=== What is required ===
Count the lines below that contain the word "React". Give only the number.

=== Source excerpt ===
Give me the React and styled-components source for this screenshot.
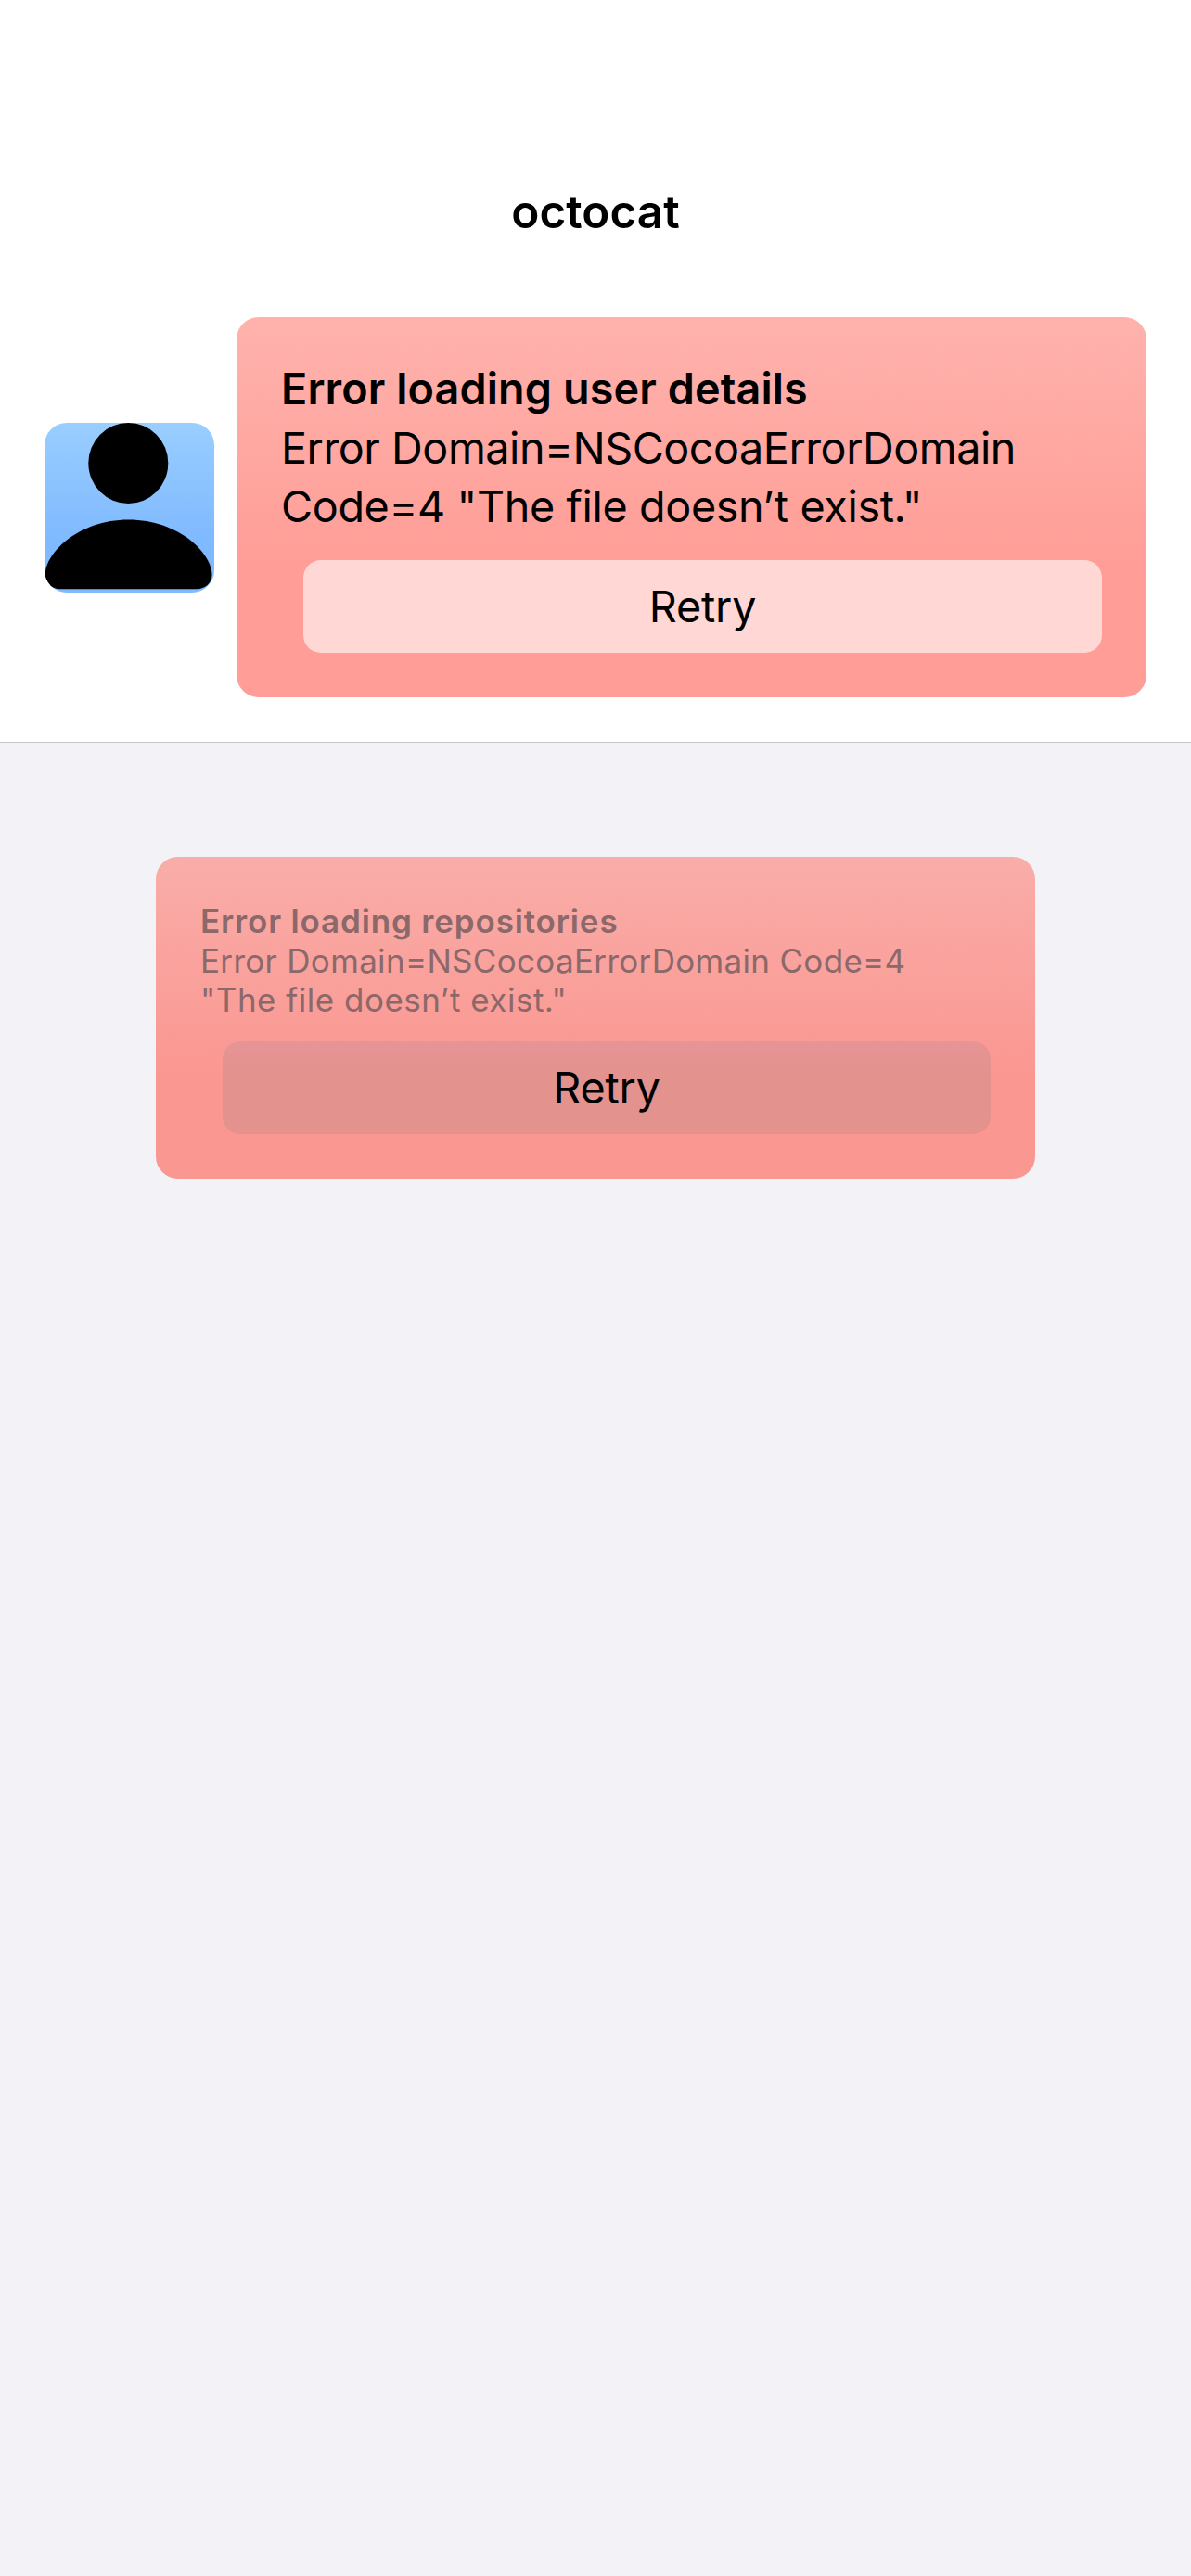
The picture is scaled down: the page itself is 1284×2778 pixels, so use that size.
import React from "react";
import styled, { createGlobalStyle, css } from "styled-components";

const GlobalStyle = createGlobalStyle`
  *, *::before, *::after { box-sizing: border-box; }
  html, body { margin: 0; background: #f2f2f7; }
  body { font-family: Inter, "Liberation Sans", sans-serif; color: #000; }
`;

const Screen = styled.div`
  display: flex;
  flex-direction: column;
  width: 1284px;
  height: 2778px;
  overflow: hidden;
  background: #f2f2f7;
`;

const Header = styled.header`
  display: flex;
  flex-direction: column;
  padding-top: 162px;
  background: #fff;
  border-bottom: 1px solid #c6c6c6;
`;

const NavBar = styled.div`
  display: flex;
  align-items: center;
  justify-content: center;
  height: 132px;
`;

const NavTitle = styled.h1`
  margin: 0;
  font-size: 49.5px;
  font-weight: 600;
  line-height: 60px;
`;

const UserDetails = styled.section`
  display: flex;
  align-items: center;
  gap: 24px;
  padding: 48px;
`;

const Avatar = styled.div`
  flex: none;
  width: 183px;
  height: 183px;
  overflow: hidden;
  border-radius: 24px;
  background: linear-gradient(#99ceff, #7fb9ff 70%);

  svg { display: block; }
`;

const Repositories = styled.main`
  display: flex;
  flex-direction: column;
  padding: 123px 168px 0;
`;

const Card = styled.article`
  display: flex;
  flex: 1;
  flex-direction: column;
  padding: 48px;
  border-radius: 24px;
  background: linear-gradient(#ffb2ad, #ff9d96 67%);

  ${({ $secondary }) => $secondary && css`
    background: linear-gradient(#f9ada9, #fb9791 67%);
    color: #8b686a;
  `}
`;

const CardTitle = styled.h2`
  margin: 0 0 4px;
  font-size: 46.7px;
  font-weight: 600;
  line-height: 58px;
  letter-spacing: 0.12px;

  ${({ $secondary }) => $secondary && css`
    margin-bottom: 1px;
    font-size: 35px;
    line-height: 42px;
    letter-spacing: 0.84px;
  `}
`;

const CardMessage = styled.p`
  display: flex;
  flex-direction: column;
  margin: 0 0 26px;
  font-size: 46.7px;
  line-height: 63px;

  ${({ $secondary }) => $secondary && css`
    margin-bottom: 24px;
    font-size: 35px;
    line-height: 42px;
  `}
`;

const MessageLine = styled.span`
  letter-spacing: ${({ $tracking }) => $tracking}px;
`;

const RetryButton = styled.button`
  height: 100px;
  margin: 0 0 0 24px;
  padding: 0;
  border: 0;
  border-radius: 19px;
  background: #ffd7d4;
  color: #000;
  font-family: inherit;
  font-size: 46.7px;
  line-height: 58px;
  letter-spacing: -0.16px;

  ${({ $secondary }) => $secondary && css`
    background: linear-gradient(#e69495, #e3928e 35%);
  `}
`;

function PersonIcon() {
  return (
    <svg width="183" height="183" viewBox="0 0 183 183" aria-hidden="true">
      <ellipse cx="90.3" cy="43.5" rx="43" ry="43.5" />
      <path d="M17 179.2C7 179.2 0.7 173 0.7 163.5C0.7 141 36 104.6 90.5 104.6C145 104.6 180.5 141 180.5 164C180.5 173 173 179.2 164 179.2Z" />
    </svg>
  );
}

function ErrorCard({ title, lines, secondary }) {
  return (
    <Card $secondary={secondary}>
      <CardTitle $secondary={secondary}>{title}</CardTitle>
      <CardMessage $secondary={secondary}>
        {lines.map(({ text, tracking }) => (
          <MessageLine key={text} $tracking={tracking}>{text}</MessageLine>
        ))}
      </CardMessage>
      <RetryButton type="button" $secondary={secondary}>Retry</RetryButton>
    </Card>
  );
}

const userErrorLines = [
  { text: "Error Domain=NSCocoaErrorDomain", tracking: -0.46 },
  { text: 'Code=4 "The file doesn’t exist."', tracking: -0.36 },
];

const repositoryErrorLines = [
  { text: "Error Domain=NSCocoaErrorDomain Code=4", tracking: 0.32 },
  { text: '"The file doesn’t exist."', tracking: 0.5 },
];

export default function App() {
  return (
    <Screen>
      <GlobalStyle />
      <Header>
        <NavBar>
          <NavTitle>octocat</NavTitle>
        </NavBar>
        <UserDetails>
          <Avatar>
            <PersonIcon />
          </Avatar>
          <ErrorCard title="Error loading user details" lines={userErrorLines} />
        </UserDetails>
      </Header>
      <Repositories>
        <ErrorCard secondary title="Error loading repositories" lines={repositoryErrorLines} />
      </Repositories>
    </Screen>
  );
}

=== Solution to this problem ===
2